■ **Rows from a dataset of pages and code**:
• • • •

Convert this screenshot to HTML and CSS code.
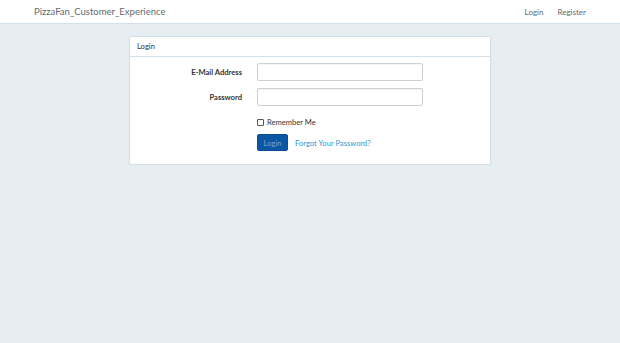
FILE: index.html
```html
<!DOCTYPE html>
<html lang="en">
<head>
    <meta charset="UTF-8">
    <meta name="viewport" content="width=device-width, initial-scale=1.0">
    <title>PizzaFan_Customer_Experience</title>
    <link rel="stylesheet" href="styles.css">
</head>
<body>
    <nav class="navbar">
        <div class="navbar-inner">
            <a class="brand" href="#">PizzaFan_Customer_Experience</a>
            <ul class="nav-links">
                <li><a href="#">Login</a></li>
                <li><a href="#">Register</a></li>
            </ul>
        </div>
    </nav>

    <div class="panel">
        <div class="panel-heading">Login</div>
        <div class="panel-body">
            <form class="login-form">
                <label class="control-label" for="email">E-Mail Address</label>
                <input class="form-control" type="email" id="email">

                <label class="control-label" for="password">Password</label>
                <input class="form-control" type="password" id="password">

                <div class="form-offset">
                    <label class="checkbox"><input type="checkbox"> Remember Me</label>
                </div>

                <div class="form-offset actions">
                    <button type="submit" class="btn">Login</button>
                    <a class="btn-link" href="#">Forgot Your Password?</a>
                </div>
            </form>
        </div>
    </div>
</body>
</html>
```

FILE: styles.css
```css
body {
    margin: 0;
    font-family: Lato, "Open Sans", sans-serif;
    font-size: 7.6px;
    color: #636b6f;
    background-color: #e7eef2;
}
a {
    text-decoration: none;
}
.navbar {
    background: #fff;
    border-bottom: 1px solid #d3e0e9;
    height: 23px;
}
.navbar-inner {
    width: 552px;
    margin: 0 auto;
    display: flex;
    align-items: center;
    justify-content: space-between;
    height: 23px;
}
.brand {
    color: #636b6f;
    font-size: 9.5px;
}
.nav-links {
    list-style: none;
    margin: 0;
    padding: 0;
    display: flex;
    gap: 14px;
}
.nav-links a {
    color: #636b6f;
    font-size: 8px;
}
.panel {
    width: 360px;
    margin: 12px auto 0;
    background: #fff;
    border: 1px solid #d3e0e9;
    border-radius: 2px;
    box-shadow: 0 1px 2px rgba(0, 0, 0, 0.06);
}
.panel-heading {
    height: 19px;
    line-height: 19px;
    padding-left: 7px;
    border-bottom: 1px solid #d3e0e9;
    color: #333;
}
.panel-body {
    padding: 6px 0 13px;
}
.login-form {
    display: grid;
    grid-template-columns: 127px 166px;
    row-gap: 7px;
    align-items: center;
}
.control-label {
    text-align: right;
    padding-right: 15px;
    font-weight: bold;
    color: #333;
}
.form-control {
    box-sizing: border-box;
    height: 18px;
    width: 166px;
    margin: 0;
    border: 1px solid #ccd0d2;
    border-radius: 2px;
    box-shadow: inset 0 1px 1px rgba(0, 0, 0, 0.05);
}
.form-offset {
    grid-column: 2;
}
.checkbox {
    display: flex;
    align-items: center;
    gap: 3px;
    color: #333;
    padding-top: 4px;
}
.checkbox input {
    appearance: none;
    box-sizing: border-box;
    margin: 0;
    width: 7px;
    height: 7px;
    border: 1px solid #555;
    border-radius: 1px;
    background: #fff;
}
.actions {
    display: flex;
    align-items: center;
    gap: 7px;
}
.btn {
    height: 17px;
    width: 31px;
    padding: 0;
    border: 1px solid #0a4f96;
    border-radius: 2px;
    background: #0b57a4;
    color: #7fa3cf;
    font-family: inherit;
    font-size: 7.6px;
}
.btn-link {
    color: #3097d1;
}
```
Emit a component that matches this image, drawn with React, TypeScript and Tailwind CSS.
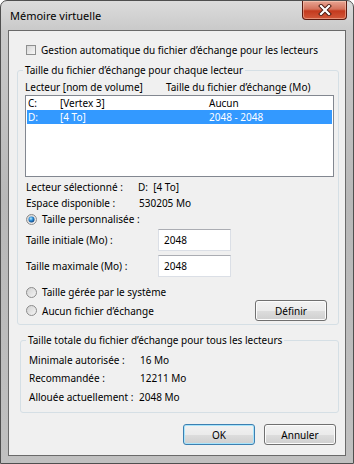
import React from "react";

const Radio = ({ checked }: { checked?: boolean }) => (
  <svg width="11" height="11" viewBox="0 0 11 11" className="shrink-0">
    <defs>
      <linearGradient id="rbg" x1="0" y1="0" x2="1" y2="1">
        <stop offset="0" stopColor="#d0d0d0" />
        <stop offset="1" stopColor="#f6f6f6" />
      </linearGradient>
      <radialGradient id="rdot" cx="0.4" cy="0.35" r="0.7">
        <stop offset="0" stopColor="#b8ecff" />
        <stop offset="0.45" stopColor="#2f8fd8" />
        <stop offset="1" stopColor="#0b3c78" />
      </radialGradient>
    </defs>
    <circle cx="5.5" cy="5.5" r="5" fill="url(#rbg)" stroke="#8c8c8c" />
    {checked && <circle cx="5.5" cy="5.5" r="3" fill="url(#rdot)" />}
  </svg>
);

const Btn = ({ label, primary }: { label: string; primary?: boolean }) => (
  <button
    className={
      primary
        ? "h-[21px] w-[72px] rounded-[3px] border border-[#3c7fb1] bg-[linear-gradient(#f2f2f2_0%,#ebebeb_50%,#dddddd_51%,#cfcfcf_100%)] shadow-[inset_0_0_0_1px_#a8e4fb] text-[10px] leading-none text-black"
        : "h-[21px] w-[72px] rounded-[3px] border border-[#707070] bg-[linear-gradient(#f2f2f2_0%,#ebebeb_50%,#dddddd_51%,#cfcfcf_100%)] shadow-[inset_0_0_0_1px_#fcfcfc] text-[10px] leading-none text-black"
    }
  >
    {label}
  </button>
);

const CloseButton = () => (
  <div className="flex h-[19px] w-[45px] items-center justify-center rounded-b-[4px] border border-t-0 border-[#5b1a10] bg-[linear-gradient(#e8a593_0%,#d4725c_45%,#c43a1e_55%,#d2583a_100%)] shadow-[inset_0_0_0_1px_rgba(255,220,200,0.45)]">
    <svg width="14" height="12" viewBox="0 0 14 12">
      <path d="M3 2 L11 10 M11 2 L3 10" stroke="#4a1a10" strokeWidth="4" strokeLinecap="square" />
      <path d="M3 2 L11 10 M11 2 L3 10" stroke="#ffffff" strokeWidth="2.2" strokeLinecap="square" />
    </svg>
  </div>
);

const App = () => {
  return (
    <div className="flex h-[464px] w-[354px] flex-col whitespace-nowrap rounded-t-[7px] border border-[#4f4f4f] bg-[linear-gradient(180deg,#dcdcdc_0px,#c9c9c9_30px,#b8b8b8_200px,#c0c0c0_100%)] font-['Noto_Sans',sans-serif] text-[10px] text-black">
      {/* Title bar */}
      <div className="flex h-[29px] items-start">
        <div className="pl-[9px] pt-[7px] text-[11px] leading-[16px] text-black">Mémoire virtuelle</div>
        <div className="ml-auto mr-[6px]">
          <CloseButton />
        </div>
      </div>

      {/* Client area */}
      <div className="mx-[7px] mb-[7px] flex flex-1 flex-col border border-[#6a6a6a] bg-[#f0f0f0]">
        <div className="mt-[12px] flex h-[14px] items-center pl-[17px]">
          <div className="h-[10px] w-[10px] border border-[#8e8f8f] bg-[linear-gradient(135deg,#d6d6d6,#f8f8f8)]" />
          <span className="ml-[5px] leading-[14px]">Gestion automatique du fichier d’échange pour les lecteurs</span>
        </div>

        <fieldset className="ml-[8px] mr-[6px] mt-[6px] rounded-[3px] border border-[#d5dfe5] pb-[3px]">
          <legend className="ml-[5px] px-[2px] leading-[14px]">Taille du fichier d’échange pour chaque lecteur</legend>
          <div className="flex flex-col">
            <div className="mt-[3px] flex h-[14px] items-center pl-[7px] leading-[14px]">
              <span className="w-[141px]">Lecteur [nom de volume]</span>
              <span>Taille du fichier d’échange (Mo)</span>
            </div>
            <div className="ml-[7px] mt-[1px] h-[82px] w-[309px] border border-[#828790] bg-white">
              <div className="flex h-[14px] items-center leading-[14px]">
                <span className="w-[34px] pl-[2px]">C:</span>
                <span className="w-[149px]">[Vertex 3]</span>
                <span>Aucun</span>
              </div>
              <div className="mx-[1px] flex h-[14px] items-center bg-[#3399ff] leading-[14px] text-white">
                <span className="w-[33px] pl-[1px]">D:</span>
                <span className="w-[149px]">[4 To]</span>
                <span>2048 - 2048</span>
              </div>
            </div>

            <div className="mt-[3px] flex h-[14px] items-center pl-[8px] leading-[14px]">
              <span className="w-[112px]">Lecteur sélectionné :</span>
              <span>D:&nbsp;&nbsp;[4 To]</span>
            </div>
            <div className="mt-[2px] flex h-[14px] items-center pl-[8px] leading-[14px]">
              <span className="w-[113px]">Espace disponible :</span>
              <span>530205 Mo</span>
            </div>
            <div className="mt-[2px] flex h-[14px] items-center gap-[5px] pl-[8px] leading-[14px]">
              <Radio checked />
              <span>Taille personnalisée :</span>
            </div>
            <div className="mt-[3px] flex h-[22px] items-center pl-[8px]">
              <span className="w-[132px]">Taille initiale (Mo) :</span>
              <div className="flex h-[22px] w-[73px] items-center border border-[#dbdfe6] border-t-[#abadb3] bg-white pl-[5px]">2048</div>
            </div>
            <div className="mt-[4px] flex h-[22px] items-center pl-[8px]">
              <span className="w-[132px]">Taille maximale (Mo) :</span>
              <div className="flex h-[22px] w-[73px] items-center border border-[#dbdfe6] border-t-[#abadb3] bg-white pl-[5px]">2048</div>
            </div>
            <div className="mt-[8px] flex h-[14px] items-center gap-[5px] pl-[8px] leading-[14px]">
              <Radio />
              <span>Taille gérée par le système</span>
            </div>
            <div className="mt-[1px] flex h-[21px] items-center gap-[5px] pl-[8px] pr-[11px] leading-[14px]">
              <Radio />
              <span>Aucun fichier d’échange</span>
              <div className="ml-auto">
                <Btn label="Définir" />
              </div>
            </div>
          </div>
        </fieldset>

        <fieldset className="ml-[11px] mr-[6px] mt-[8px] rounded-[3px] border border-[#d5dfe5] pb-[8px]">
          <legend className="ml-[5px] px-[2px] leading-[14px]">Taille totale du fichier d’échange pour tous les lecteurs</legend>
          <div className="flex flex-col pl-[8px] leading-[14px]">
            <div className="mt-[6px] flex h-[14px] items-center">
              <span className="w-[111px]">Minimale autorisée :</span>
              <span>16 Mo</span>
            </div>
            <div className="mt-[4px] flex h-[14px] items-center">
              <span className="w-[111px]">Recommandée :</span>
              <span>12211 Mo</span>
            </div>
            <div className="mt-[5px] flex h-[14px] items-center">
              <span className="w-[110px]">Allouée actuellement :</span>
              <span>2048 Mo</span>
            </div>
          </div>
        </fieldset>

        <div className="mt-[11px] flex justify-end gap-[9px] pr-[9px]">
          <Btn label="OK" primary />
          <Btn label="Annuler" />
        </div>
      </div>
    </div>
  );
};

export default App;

• • • •

■ **What you should do**:
Each line that has the word "React" should be copied.

■ **Solution to this exercise**:
Emit a component that matches this image, drawn with React, TypeScript and Tailwind CSS.
import React from "react";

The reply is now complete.